Just google Telkom SA and you should be able to find their prices and packages.

I personally went with mobile broadband which seemed less hassle and worked out cheaper for me, a lot of people seem to use mobile broadband here as it's relatively fast and can often work out cheaper. 
I've been using Cell C for a couple of months now and it's been pretty reliable for me and plenty fast enough for most things I need it for (unless it's raining when it seems to slow down). If you want wi-fi apparently you can do that with mobile broadband too by plugging the dongle into a router, but I haven't tried that yet. 

We're students so price was a major deciding factor for us! Cell C have a deal on at the moment where you pay up front for 24gb over 12 months, 2gb a month. It's R1299, we just did that twice, so we got 4gb a month over a year for R2598 which is just about enough for us if we're careful. 

Works out at R216 per month which seemed to be the cheapest price per month we could find for that amount of data without getting locked into a 2 year contract (8ta were cheaper but don't cover where we live).

Not sure if that answers your question, but shop around, there are various deals out there, 8ta, mtn, vodacom, and Cell C are the main mobile internet providers, their deals should be on the web. 

Maybe other people have found better deals?


----------



## sharenee (Jul 28, 2012)

brujita said:


> Hi everyone,
> 
> I am moving to SA, Oudshoorn, and I do not understand much about internet providers in SA. I need broadband with wi-fi connection and a good amount of download allowed and good speed.
> 
> ...


Hello Rosa,
By month-end I plan to get 8.ta who has a mobile data bundle for R1080 for 120GB which should last the who year and works out to being R90/month. Now at present I do know how their service is, but they are the newest cellphone carrier provided by Telkom. 

They also have 2GB for R149 and with purchase gives you a promotional extra GB totaling to 3GB.

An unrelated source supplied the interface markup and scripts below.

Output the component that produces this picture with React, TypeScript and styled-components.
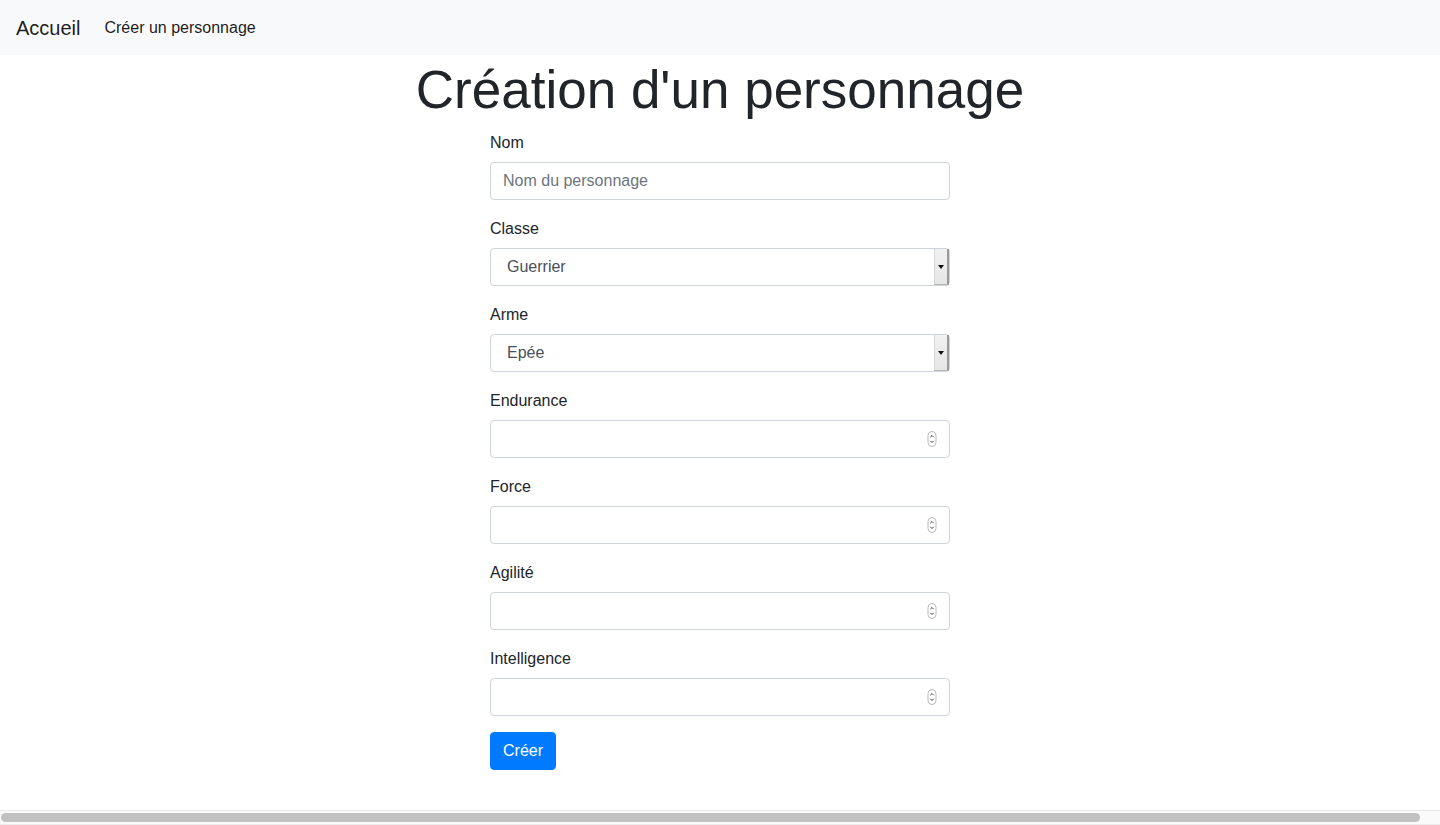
import React from "react";
import styled, { createGlobalStyle } from "styled-components";

const GlobalStyle = createGlobalStyle`
  html, body { margin: 0; padding: 0; }
  body {
    font-family: "Liberation Sans", Arial, sans-serif;
    font-size: 16px;
    line-height: 1.5;
    color: #212529;
    background: #fff;
    overflow: hidden;
  }
  * { box-sizing: border-box; }
`;

const Page = styled.div`
  height: 825px;
  display: flex;
  flex-direction: column;
`;

const Navbar = styled.nav`
  height: 55px;
  background: #f8f9fa;
  display: flex;
  align-items: center;
  padding: 0 16px;
`;

const Brand = styled.a`
  font-size: 20px;
  line-height: 30px;
  color: rgba(0, 0, 0, 0.9);
  text-decoration: none;
  margin-right: 16px;
`;

const NavLink = styled.a`
  font-size: 16px;
  line-height: 24px;
  padding: 0 8px;
  color: rgba(0, 0, 0, 0.9);
  text-decoration: none;
`;

const Main = styled.main`
  flex: 1;
  display: flex;
  flex-direction: column;
  align-items: center;
`;

const Title = styled.h1`
  margin: 0 0 8px;
  font-size: 53px;
  font-weight: 300;
  line-height: 69px;
  height: 67px;
  text-align: center;
  color: #212529;
`;

const Form = styled.form`
  width: 460px;
  display: flex;
  flex-direction: column;
  align-items: flex-start;
`;

const Group = styled.div`
  width: 100%;
  margin-bottom: 16px;
  display: flex;
  flex-direction: column;
`;

const Label = styled.label`
  display: block;
  padding-top: 1px;
  margin-bottom: 7px;
  font-size: 16px;
  line-height: 24px;
`;

const Field = styled.div`
  position: relative;
  width: 100%;
`;

const Input = styled.input`
  width: 100%;
  height: 38px;
  padding: 6px 12px;
  font: inherit;
  font-size: 16px;
  color: #495057;
  background: #fff;
  border: 1px solid #ced4da;
  border-radius: 4px;
  outline: none;
  -moz-appearance: textfield;
  &::placeholder { color: #6c757d; }
  &::-webkit-inner-spin-button,
  &::-webkit-outer-spin-button { -webkit-appearance: none; margin: 0; }
`;

const Select = styled.select`
  width: 100%;
  height: 38px;
  padding: 6px 16px;
  font: inherit;
  font-size: 16px;
  color: #495057;
  background: #fff;
  border: 1px solid #ced4da;
  border-radius: 4px;
  outline: none;
  appearance: none;
  -webkit-appearance: none;
`;

const SelectArrow = styled.span`
  position: absolute;
  top: 1px;
  bottom: 1px;
  right: 1px;
  width: 15px;
  background: linear-gradient(#f1f1f1, #e6e6e6);
  border-left: 1px solid #d6d6d6;
  border-right: 2px solid #9a9a9a;
  border-bottom: 1px solid #b5b5b5;
  display: flex;
  align-items: center;
  justify-content: center;
  pointer-events: none;
  &::after {
    content: "";
    border-left: 3px solid transparent;
    border-right: 3px solid transparent;
    border-top: 4px solid #111;
  }
`;

const Spinner = styled.svg`
  position: absolute;
  right: 13px;
  top: 11px;
  pointer-events: none;
`;

const Button = styled.button`
  height: 38px;
  padding: 6px 12px;
  font: inherit;
  font-size: 16px;
  line-height: 24px;
  color: #fff;
  background: #007bff;
  border: 1px solid #007bff;
  border-radius: 4px;
  cursor: pointer;
`;

const ScrollTrack = styled.div`
  height: 15px;
  background: #fafafa;
  border-top: 1px solid #e8e8e8;
  border-bottom: 1px solid #ececec;
  padding: 2px 20px 2px 1px;
  display: flex;
  align-items: center;
`;

const ScrollThumb = styled.div`
  flex: 1;
  height: 9px;
  background: #c1c1c1;
  border-radius: 5px;
`;

const SpinIcon = () => (
  <Spinner width="10" height="16" viewBox="0 0 10 16">
    <rect x="1" y="0.5" width="8" height="15" rx="4" fill="#fff" stroke="#b9b9b9" strokeWidth="1" />
    <path d="M3.3 6.2 L5 4.5 L6.7 6.2" fill="none" stroke="#444" strokeWidth="1" />
    <path d="M3.3 9.8 L5 11.5 L6.7 9.8" fill="none" stroke="#444" strokeWidth="1" />
  </Spinner>
);

const stats = ["Endurance", "Force", "Agilité", "Intelligence"];

export default function App() {
  return (
    <>
      <GlobalStyle />
      <Page>
        <Navbar>
          <Brand href="#">Accueil</Brand>
          <NavLink href="#">Créer un personnage</NavLink>
        </Navbar>
        <Main>
          <Title>Création d'un personnage</Title>
          <Form onSubmit={(e) => e.preventDefault()}>
            <Group>
              <Label htmlFor="nom">Nom</Label>
              <Field>
                <Input id="nom" type="text" placeholder="Nom du personnage" />
              </Field>
            </Group>
            <Group>
              <Label htmlFor="classe">Classe</Label>
              <Field>
                <Select id="classe" defaultValue="Guerrier">
                  <option>Guerrier</option>
                  <option>Mage</option>
                  <option>Voleur</option>
                </Select>
                <SelectArrow />
              </Field>
            </Group>
            <Group>
              <Label htmlFor="arme">Arme</Label>
              <Field>
                <Select id="arme" defaultValue="Epée">
                  <option>Epée</option>
                  <option>Hache</option>
                  <option>Arc</option>
                </Select>
                <SelectArrow />
              </Field>
            </Group>
            {stats.map((s) => (
              <Group key={s}>
                <Label htmlFor={s}>{s}</Label>
                <Field>
                  <Input id={s} type="number" />
                  <SpinIcon />
                </Field>
              </Group>
            ))}
            <Button type="submit">Créer</Button>
          </Form>
        </Main>
        <ScrollTrack>
          <ScrollThumb />
        </ScrollTrack>
      </Page>
    </>
  );
}
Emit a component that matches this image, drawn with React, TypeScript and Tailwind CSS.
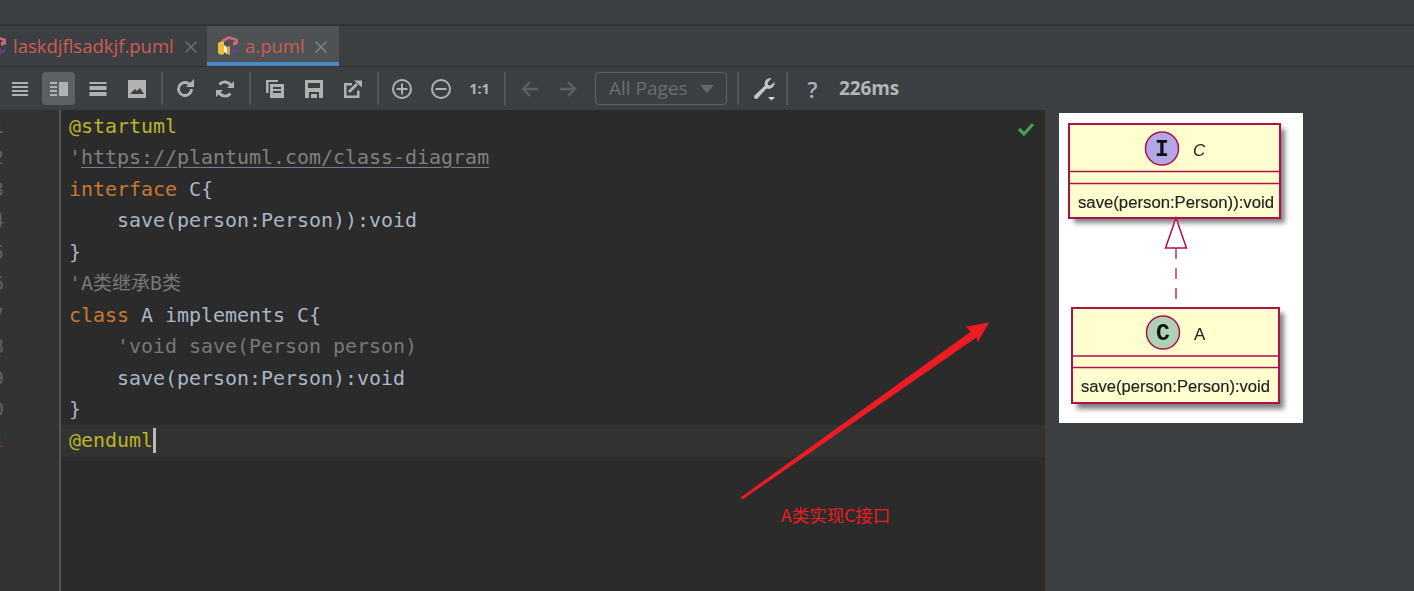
import React from "react";

const ui = { fontFamily: '"Open Sans", "Noto Sans", sans-serif' };
const mono = { fontFamily: '"DejaVu Sans Mono", "Noto Sans CJK SC", monospace' };

const Sep = ({ cls }: { cls: string }) => <div className={`w-[2px] h-[33px] bg-[#51575a] shrink-0 ${cls}`} />;

const I = ({ children, cls = "" }: { children: React.ReactNode; cls?: string }) => (
  <div className={`w-[33px] h-[33px] flex items-center justify-center shrink-0 rounded-[4px] ${cls}`}>
    <svg width="20" height="20" viewBox="0 0 20 20" fill="#afb1b3" stroke="none">{children}</svg>
  </div>
);

const CubeIcon = () => (
  <svg width="22" height="22" viewBox="0 0 22 22" className="shrink-0">
    <path d="M0 7l6-3 0 14-3 1-3-2z" fill="#e9c13c" />
    <path d="M6 9l3 2v7l-3-2z" fill="#f6efd8" />
    <path d="M9 11l3-1v9l-3-1z" fill="#d9a92f" />
    <path d="M3 4l8-4 9 3v5l-5 2V6l3-1-7-2-5 3z" fill="#c96a7c" />
    <path d="M13 13l2-1v3l5-2v2l-7 4z" fill="#6e3f94" />
  </svg>
);

const X = ({ c }: { c: string }) => (
  <svg width="14" height="14" viewBox="0 0 14 14" className="shrink-0">
    <path d="M1.500 1.500l11 11M12.500 1.500l-11 11" stroke={c} strokeWidth="1.400" />
  </svg>
);

const T = ({ c, children }: { c: string; children: React.ReactNode }) => <span className={c}>{children}</span>;
const H = ({ children }: { children: React.ReactNode }) => <span className="text-[19px]">{children}</span>;

const lines: React.ReactNode[] = [
  <T c="text-[#bbb529]">@startuml</T>,
  <T c="text-[#808080]">'<span className="underline decoration-[#6b7f99] underline-offset-[3px]">https://plantuml.com/class-diagram</span></T>,
  <><T c="text-[#cc7832]">interface</T> <T c="text-[#a9b7c6]">C{"{"}</T></>,
  <T c="text-[#a9b7c6]">{"    save(person:Person)):void"}</T>,
  <T c="text-[#a9b7c6]">{"}"}</T>,
  <T c="text-[#787878]">'A<H>类继承</H>B<H>类</H></T>,
  <><T c="text-[#cc7832]">class</T> <T c="text-[#a9b7c6]">A implements C{"{"}</T></>,
  <T c="text-[#787878]">{"    'void save(Person person)"}</T>,
  <T c="text-[#a9b7c6]">{"    save(person:Person):void"}</T>,
  <T c="text-[#a9b7c6]">{"}"}</T>,
  <T c="text-[#bbb529]">@enduml</T>,
];

const boxText = { fontFamily: '"Liberation Sans", Arial, sans-serif' };

const Diagram = () => (
  <svg width="244" height="310" viewBox="0 0 244 310" className="bg-white shrink-0 blur-[0.5px]">
    <defs>
      <filter id="sh" x="-10%" y="-10%" width="125%" height="125%">
        <feGaussianBlur stdDeviation="2.500" />
      </filter>
    </defs>
    <rect x="15" y="16" width="211" height="94" fill="#808080" filter="url(#sh)" />
    <rect x="18" y="200" width="207" height="96" fill="#808080" filter="url(#sh)" />
    <rect x="10" y="11" width="211" height="94" fill="#fefece" stroke="#b01048" strokeWidth="2" />
    <path d="M10 58.500H221M10 70.500H221" stroke="#b01048" strokeWidth="1.700" />
    <circle cx="103" cy="35.500" r="16.500" fill="#b4a7e5" stroke="#b01048" strokeWidth="1.500" />
    <text x="103" y="43" textAnchor="middle" fontSize="23" fontWeight="700" fontFamily='"Liberation Mono", monospace' fill="#111">I</text>
    <text x="134" y="43" fontSize="17" fontStyle="italic" fill="#222" style={boxText}>C</text>
    <text x="19" y="95" fontSize="16" fill="#222" stroke="#222" strokeWidth="0.150" style={boxText} textLength="196" lengthAdjust="spacingAndGlyphs">save(person:Person)):void</text>
    <path d="M117 135V187" stroke="#b8386a" strokeWidth="1.500" strokeDasharray="11 9" />
    <path d="M117 105L106.500 135H127.500Z" fill="#fff" stroke="#b01048" strokeWidth="1.500" />
    <rect x="13" y="195" width="207" height="95" fill="#fefece" stroke="#b01048" strokeWidth="2" />
    <path d="M13 243H220M13 254.500H220" stroke="#b01048" strokeWidth="1.700" />
    <circle cx="104" cy="219.500" r="16.500" fill="#add1b2" stroke="#b01048" strokeWidth="1.500" />
    <text x="104" y="227" textAnchor="middle" fontSize="23" fontWeight="700" fontFamily='"Liberation Mono", monospace' fill="#111">C</text>
    <text x="135" y="227" fontSize="17" fill="#222" style={boxText}>A</text>
    <text x="22" y="279" fontSize="16" fill="#222" stroke="#222" strokeWidth="0.150" style={boxText} textLength="189" lengthAdjust="spacingAndGlyphs">save(person:Person):void</text>
  </svg>
);

export default function App() {
  return (
    <div className="relative w-[1414px] h-[591px] overflow-hidden bg-[#3c3f41] flex flex-col">
      <div className="h-[24px] bg-[#3c3f41] shrink-0" />
      <div className="h-[2px] bg-[#323232] shrink-0" />
      {/* tabs */}
      <div className="h-[41px] flex shrink-0 border-b-[1px] border-[#323232] overflow-hidden" style={ui}>
        <div className="w-[207px] flex items-center shrink-0 pt-[1px]">
          <div className="ml-[-14px] mr-[5px]"><CubeIcon /></div>
          <span className="text-[#cf5b56] text-[18.500px] leading-none w-[160px] whitespace-nowrap">laskdjflsadkjf.puml</span>
          <span className="ml-[11px]"><X c="#6e7275" /></span>
        </div>
        <div className="w-[132px] flex items-center shrink-0 bg-[#4e5254] border-b-[4px] border-[#4a88c7] pl-[11px] pt-[5px]">
          <CubeIcon />
          <span className="text-[#cf5b56] text-[18.500px] leading-none ml-[5px] w-[59px] whitespace-nowrap">a.puml</span>
          <span className="ml-[10px]"><X c="#85898c" /></span>
        </div>
      </div>
      {/* toolbar */}
      <div className="h-[43px] flex items-center shrink-0 pl-[3px]" style={ui}>
        <div className="flex items-center gap-[6px]">
          <I><path d="M2 3h16v2H2zM2 7h16v2H2zM2 11h16v2H2zM2 15h16v2H2z" /></I>
          <I cls="bg-[#5c6164]"><path d="M1 3h7v2H1zM1 7h7v2H1zM1 11h7v2H1zM1 15h7v2H1zM10 3h9v14h-9z" /></I>
          <I><path d="M1.500 3h17v2h-17zM1.500 7h17v4h-17zM1.500 13h17v4h-17z" /></I>
          <I><path fillRule="evenodd" d="M1 1h18v18H1zM3 15h14l-4-6-3 3-2-2z" /><path d="M3 15h14v2H3z" /></I>
        </div>
        <Sep cls="ml-[8px] mr-[5px]" />
        <div className="flex items-center gap-[7px]">
          <I>
            <path d="M16.500 10a6.500 6.500 0 1 1-2-4.700" fill="none" stroke="#afb1b3" strokeWidth="2.800" />
            <path d="M11 8h8V0z" />
          </I>
          <I>
            <path d="M16.500 7.500A7 7 0 0 0 4.500 5.500M3.500 12.500A7 7 0 0 0 15.500 14.500" fill="none" stroke="#afb1b3" strokeWidth="2.800" />
            <path d="M19 2v7h-7zM1 18v-7h7z" />
          </I>
        </div>
        <Sep cls="ml-[8px] mr-[7px]" />
        <div className="flex items-center gap-[6px]">
          <I><path fillRule="evenodd" d="M1 1h12v2H3.500v11H1zM5 5h14v14H5zM8 8v2h8V8zM8 12v2h8v-2z" /></I>
          <I><path fillRule="evenodd" d="M1 1h18v18H1zM4 4v5h12V4zM5 13v6h10v-6zM7 15h6v4H7z" /></I>
          <I>
            <path d="M1 4h8v2.500H3.500V16.500H14v-5h2.500V19H1z" />
            <path d="M6 13l8-8" stroke="#afb1b3" strokeWidth="3" />
            <path d="M11 1.500h8v7z" />
          </I>
        </div>
        <Sep cls="ml-[8px] mr-[6px]" />
        <div className="flex items-center gap-[6px]">
          <I><circle cx="10" cy="10" r="9" fill="none" stroke="#afb1b3" strokeWidth="2" /><path d="M4.500 9h11v2h-11zM9 4.500h2v11H9z" /></I>
          <I><circle cx="10" cy="10" r="9" fill="none" stroke="#afb1b3" strokeWidth="2" /><path d="M4.500 9h11v2h-11z" /></I>
          <div className="w-[33px] text-center text-[#afb1b3] text-[14.500px] font-bold shrink-0">1:1</div>
        </div>
        <Sep cls="ml-[8px] mr-[6px]" />
        <div className="flex items-center gap-[7px]">
          <I><path d="M11 3L4 10l7 7M4 10h15" fill="none" stroke="#5c6164" strokeWidth="2.400" /></I>
          <I><path d="M9 3l7 7-7 7M16 10H1" fill="none" stroke="#5c6164" strokeWidth="2.400" /></I>
        </div>
        <div className="ml-[10px] w-[132px] h-[33px] rounded-[4px] border-[1.500px] border-[#5e6265] flex items-center pl-[13px] shrink-0">
          <span className="text-[#6a6e71] text-[19px] leading-none">All Pages</span>
          <span className="ml-[12px] w-0 h-0 border-l-[7px] border-r-[7px] border-t-[8px] border-l-transparent border-r-transparent border-t-[#63676a]" />
        </div>
        <Sep cls="ml-[10px] mr-[7px]" />
        <div className="w-[33px] h-[33px] flex items-center justify-center shrink-0">
          <svg width="26" height="26" viewBox="0 0 26 26">
            <path d="M21.500 2.500l-4 4 .5 2.500 2.500.5 4-3.500c.5 4-3 8-8 6.500L7.500 22.500c-2 1.500-4.500-.5-3-3l10.500-10C13.500 5 17.500 1.500 21.500 2.500z" fill="#c4c6c8" />
            <path d="M18 21h7l-3.500 3.500z" fill="#d8d8d8" />
          </svg>
        </div>
        <Sep cls="ml-[7px] mr-[8px]" />
        <div className="w-[33px] text-center text-[#afb1b3] text-[22px] font-semibold leading-none shrink-0">?</div>
        <span className="ml-[10px] text-[#b4b6b8] text-[19px] font-bold leading-none tracking-[-0.1px]">226ms</span>
      </div>
      {/* main */}
      <div className="flex-1 flex min-h-0">
        <div className="w-[61px] bg-[#313335] border-r-[2px] border-[#555555] shrink-0 overflow-hidden pt-[1px]" style={mono}>
          {lines.map((_, i) => (
            <div key={i} className={`h-[31.450px] leading-[31.450px] text-[19px] flex justify-end pr-[55px] whitespace-nowrap ${i === 10 ? "text-[#7a3434]" : "text-[#606366]"}`}>{i + 1}</div>
          ))}
        </div>
        <div className="w-[984px] bg-[#2b2b2b] shrink-0 relative pt-[1px]" style={mono}>
          {lines.map((l, i) => (
            <div key={i} className={`h-[31.450px] leading-[31.450px] text-[19.950px] pl-[8px] whitespace-pre ${i === 10 ? "bg-[#323232]" : ""}`}>
              {l}
              {i === 10 && <span className="inline-block w-[3px] h-[25px] bg-[#bbbbbb] align-[-6px]" />}
            </div>
          ))}
          <svg width="18" height="14" viewBox="0 0 18 14" className="absolute left-[956px] top-[12px]">
            <path d="M2 7l5 5 9-10" fill="none" stroke="#499c54" strokeWidth="3.200" />
          </svg>
        </div>
        <div className="flex-1 pl-[14px] pt-[3px]">
          <Diagram />
        </div>
      </div>
      {/* annotation */}
      <svg width="280" height="200" viewBox="0 0 280 200" className="absolute left-[730px] top-[310px]">
        <path d="M10.800 187.300L240.700 21.700 236 16.700 259.300 12.300 247.300 32.700 246.700 27.300 12.500 189.500Z" fill="#ed1c24" />
      </svg>
      <div className="absolute left-[781px] top-[503px] text-[17.500px] leading-[23px] text-[#ed1c24] whitespace-nowrap" style={{ fontFamily: '"Noto Sans CJK SC", sans-serif' }}>A类实现C接口</div>
    </div>
  );
}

Good Luck and please let me know if you find anything cheaper!!


----------



## sharenee (Jul 28, 2012)

sharenee said:


> Hello Rosa,
> By month-end I plan to get 8.ta who has a mobile data bundle for R1080 for 120GB which should last the who year and works out to being R90/month. Now at present I do know how their service is, but they are the newest cellphone carrier provided by Telkom.
> 
> They also have 2GB for R149 and with purchase gives you a promotional extra GB totaling to 3GB.
> ...


Sorry the price for 120GB is R1800 not R1080, needless to say still cheap.


----------



## Cueball (Apr 2, 2012)

As far as I know, all providers use Telkom's lines on a wholesale basis, so if it's ADSL you're after you'll need to check it's available in your area using the Telkom tool here: Telkom SA Limited - Adsl Checker

I found this tool to be a bit flaky, though, but there's a list of DSL enabled exchanges here which will let you do it manually:
http://www.broadbandstats.co.za/exchange/latest/10mbps

It can take a while to get a line fitted from what I gather though. We're in the same boat (3G not good enough, ADSL unreliable).


----------